Claiming that the evidence adduced by the prosecution is of “the conclusive and definite nature”, he said, the next stage of the trial in which the explanation over all the evidence on the record against the accused persons is recorded, had started in January 2019.

Till date, the statements of the accused persons including Deepak Khajuria, Surrender Kumar, Parvesh Kumar and Vishal Jagotra have been recorded. The questioning of Sanjhi Ram is also ongoing.

 

 

The court, with the help of prosecution, had put about 400 questions regarding the evidence on record against the accused persons, he said.

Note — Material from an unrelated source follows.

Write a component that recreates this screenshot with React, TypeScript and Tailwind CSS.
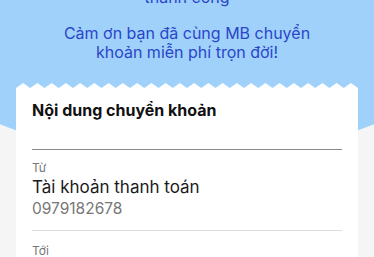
import React from "react";

function Zigzag() {
  const teeth = 24;
  const w = 342;
  const step = w / teeth;
  let d = `M0 6 `;
  for (let i = 0; i < teeth; i++) {
    const x0 = i * step;
    d += `L${(x0 + step / 2).toFixed(2)} 1 L${(x0 + step).toFixed(2)} 6 `;
  }
  d += `L${w} 7 L0 7 Z`;
  return (
    <svg width={w} height={7} viewBox={`0 0 ${w} 7`} className="block">
      <path d={d} fill="#ffffff" strokeLinejoin="round" />
    </svg>
  );
}

export default function App() {
  return (
    <main
      className="relative w-full h-[257px] overflow-hidden bg-[#f5f5f5]"
      style={{ fontFamily: "Inter, 'Noto Sans', sans-serif" }}
    >
      {/* blue header backdrop */}
      <div className="absolute left-[-113px] top-[-200px] w-[600px] h-[357px] bg-[#9fd1fa] rounded-b-[300px_150px]" />

      <div className="relative flex flex-col items-center">
        <p className="mt-[-12px] text-[16px] leading-[19px] text-[#2a46c9] text-center">
          thành công
        </p>
        <p className="mt-[17px] text-[16px] leading-[19px] text-[#2a46c9] text-center">
          Cảm ơn bạn đã cùng MB chuyển
          <br />
          khoản miễn phí trọn đời!
        </p>

        {/* card */}
        <div className="mt-[20px] w-[342px]">
          <Zigzag />
          <div className="bg-white px-4 pt-[9px]">
            <h2 className="text-[16px] leading-[24px] font-bold text-[#111]">
              Nội dung chuyển khoản
            </h2>
            <div className="mt-[27px] h-px bg-[#8a8a8a]" />
            <div className="pt-[11px] pb-[11px]">
              <div className="text-[12px] leading-[14px] text-[#777]">Từ</div>
              <div className="mt-[2px] text-[17px] leading-[21px] text-[#1a1a1a]">
                Tài khoản thanh toán
              </div>
              <div className="text-[15.5px] leading-[21px] text-[#777]">
                0979182678
              </div>
            </div>
            <div className="h-px bg-[#dcdcdc]" />
            <div className="pt-[13px] pb-4">
              <div className="text-[12px] leading-[14px] text-[#777]">Tới</div>
            </div>
          </div>
        </div>
      </div>
    </main>
  );
}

The prosecution is aiming to record the statements of the remaining accused persons by the end of April following which the court which witnesses will be produced.

The accused persons, according to Chopra, are likely to produce about twenty witnesses and their statements would get recorded by the end of next month. Thereafter, the final arguments will be heard by the court. h

Dr. Tejwinder Singh, is the district and session judge, Pathankot, who is hearing the matter. Kamaldeep Bhandari, his wife, was among the three candidates picked up by the BJP government in Haryana, out of 229 applicants, for the post of information commissioners to the State Information Commission. The appointments came just two days before the model code of conduct took effect ahead of 2019 Lok Sabha elections on March 8.